Dipromosikan masuk skuad inti Esperance sejak masih remaja, Memmiche sama sekali tidak kemasukan pada delapan pertandingannya di Liga Champions Afrika.
Al Ahly memiliki keunggulan mutlak atas Esperance perihal catatan gol dengan koleksi 19 gol dalam perjalanannya menuju final, sedangkan sang lawan hanya mengoleksi sembilan gol.
Terdapat kontribusi dari 11 pemain untuk gol-gol Al Ahly, dengan Hussein El Shahat (lima gol) dan Mahmoud Kahraba (empat gol) menjadi dua pemain tersubur.
Meski saat ini memuncaki daftar pencetak gol terbanyak Liga Champions Afrika, El Shahat tidak dimainkan saat Al Ahly menang 3-0 pada leg kedua semifinal melawan Mazembe.
Pemain sayap Afrika Selatan Percy Tau akan berharap dapat menambah koleksi golnya, yang baru berjumlah satu gol, pada perjalanan timnya di Liga Champions Afrika musim ini. Al Ahly juga kembali diperkuat gelandang Mali Aliou Dieng, yang sempat absen tiga bulan karena cedera lutut.
Pelatih Esperance Miguel Cardoso mengatakan mencapai final Liga Champions Afrika merupakan pencapaian tertinggi sepanjang kariernya. Ia sebelumnya gagal mengukir prestasi saat melatih klub-klub di Prancis, Spanyol, Yunani, dan kampung halamannya Portugal.

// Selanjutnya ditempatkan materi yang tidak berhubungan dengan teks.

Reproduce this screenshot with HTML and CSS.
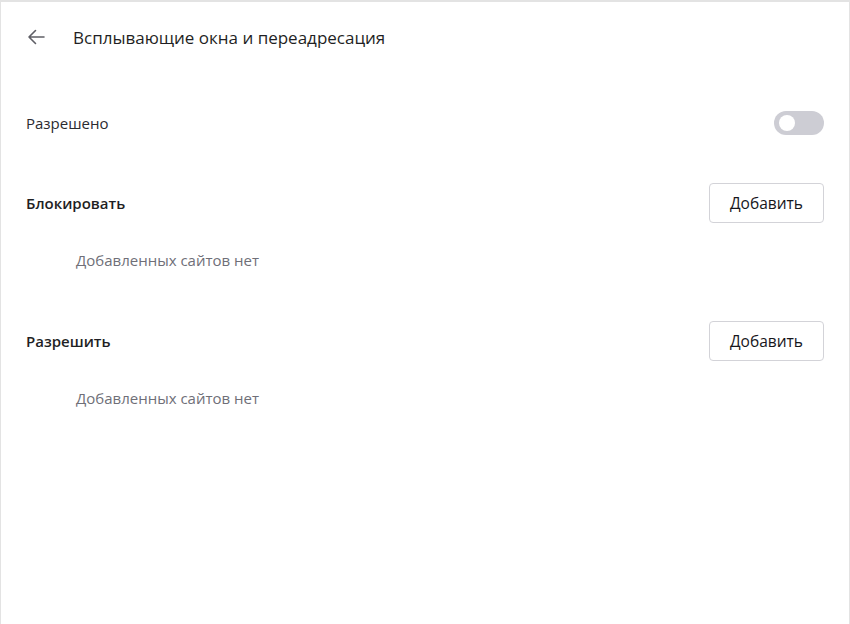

Ia mengambil alih komando kepelatihan Esperance pada Januari, setelah klub itu sempat dilatih oleh Mouin Chaabani dan Tarek Thabet dalam rentang waktu singkat.
Yan Sasse, yang didatangkan dari klub Selandia Baru Wellington Phoenix, telah mencetak tiga gol di Liga Champions Afrika, tetapi pemain Brazil lainnya Rodrigo Rodrigues sama sekali belum menyumbang gol.
Pemain lain yang berpotensi mengisi sebelas pertama adalah bek tengah Mohamed Tougai dan pemain sayap Houssam Ghacha asal Aljazair, dan gelandang Togo Roger Aholou.